Et c’est ce qu’a fait Rebekka avec sa rivale.

On peut ainsi faire le rapprochement avec le très beau film de Michael Haneke, le Ruban blanc, où un pasteur protestant, croyant à la justesse de ses valeurs, et les reportant sur ses enfants, va faire d'eux des monstres, de la même manière que le poids de la tradition a une responsabilité dans la déshumanisation progressive de Rebekka et Rosmer.

Ainsi, la culpabilité persiste et se renforce même. Le mécanisme de construction mentale poursuit ses ravages, et l’on voit comment Rebekka se persuade que la manière avec laquelle elle s'est débarrassée de ses désirs est une victoire de son idéal d’amour.
Cette paix, c’est en fait la mort. Elle n’a réussi qu’à éteindre toute vie en elle.
Point d’amour ici, et chez Rosmer également, qui ne lui propose pas moins de mettre fin à ses jours, pour qu'elle prouve son amour…

Ce dernier acte, qui ne mérite qu’un climat d’attention totale, est assez étrangement traité par Stéphane Braunschweig. Le ton solennel, employé tout au long de la pièce, est encore plus appuyé, et les exclamations pressantes de Claude Parfait (Rosmer) tournent en ridicule ce passage qui finit sur le suicide du couple. Pourquoi ne pas avoir plutôt figuré les deux amants comme fous, ou hallucinés, et tourné les déclamations de Rosmer vers le public, sans urgence, ce qui aurait rendu un effet d’extinction vitale plus adéquat avec la situation?

Au lieu de cela, le dernier acte devient risible (à moins que cela ne soit l'intention), mais l’utilisation des tableaux de famille montre comment suggérer avec beaucoup de clarté la chape qui écrase le deux personnages.
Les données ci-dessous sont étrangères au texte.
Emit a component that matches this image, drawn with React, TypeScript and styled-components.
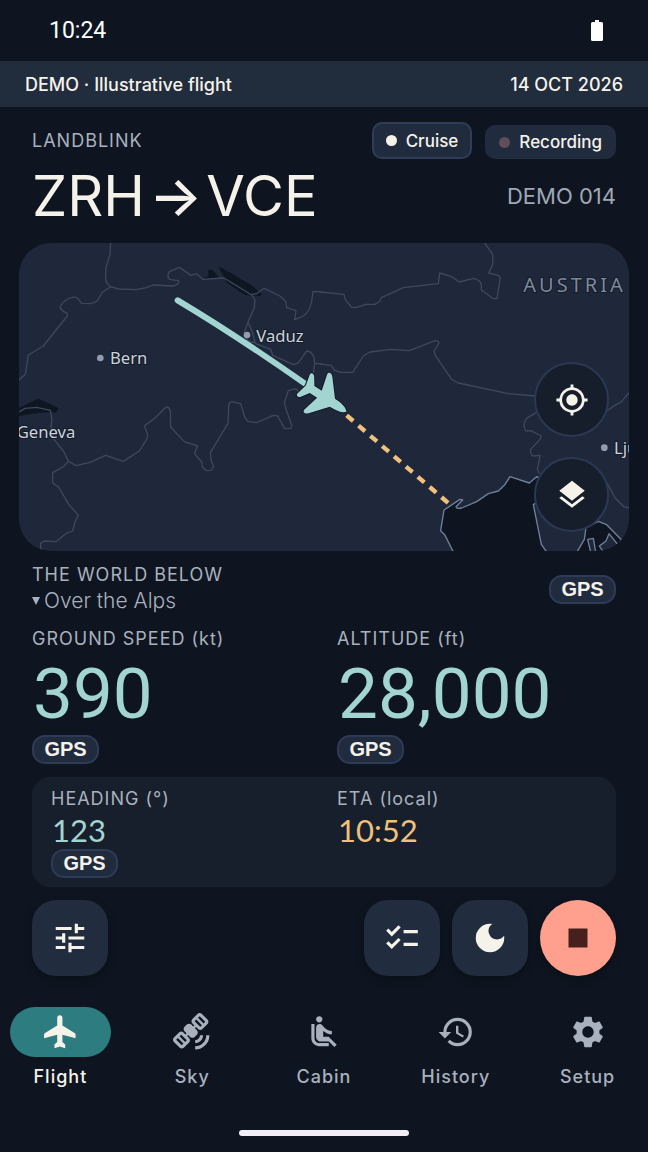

Cette simplicité efficace du dispositif scénique se retrouve dans la seconde pièce, La Maison de poupée (1879).
Stéphane Braunschweig n’est pas du genre à encombrer inutilement le plateau, et il peut passer du banal quotidien aux atmosphères surréalistes, lorsque l’âme des personnages sort du confort de ses illusions.

Si le sujet de cette œuvre, étonnamment féministe pour son époque, n’a pas la même profondeur humaine que Rosmersholm, il touche un public plus large, car il met en scène un univers petit-bourgeois, attaché à ses valeurs de promotion et d’apparence sociales.

C’est la prise de conscience d’une femme, Nora, de sa propre superficialité, de l’incompréhension et de l’hypocrisie mutuelle au sein de son couple, qui finit par plaquer mari et enfants pour s’éduquer, et devenir une femme qui pourra s’engager plus tard en toute lucidité.

Très spontanée, Chloé Réjon est parfaite en femme-enfant, et il est difficile de dire si le stratagème qui a poussé Nora à falsifier une lettre au nom de son père était motivé par l’amour sincère pour son mari, ou bien par la peur de perdre sa situation sociale, ce qui ne donne pas la même portée à son geste.

L’autre personnage très touchant est le docteur incarné par Philippe Girard, avec beaucoup de naturel et d’humanité. Il est proche de la vie, mais aussi de la mort, ce qui lui permet d’exprimer très simplement ses sentiments à Nora, sans aucune honte ou bien culpabilité parce que c’est ainsi.
Nous avons là un homme totalement présent dans le vrai et la clarté d’esprit.

Finalement plus aboutie que Rosmersholm, Une maison de poupée prend avec Stéphane Braunschweig un visage moderne, qui ne laisse nullement transparaître son âge.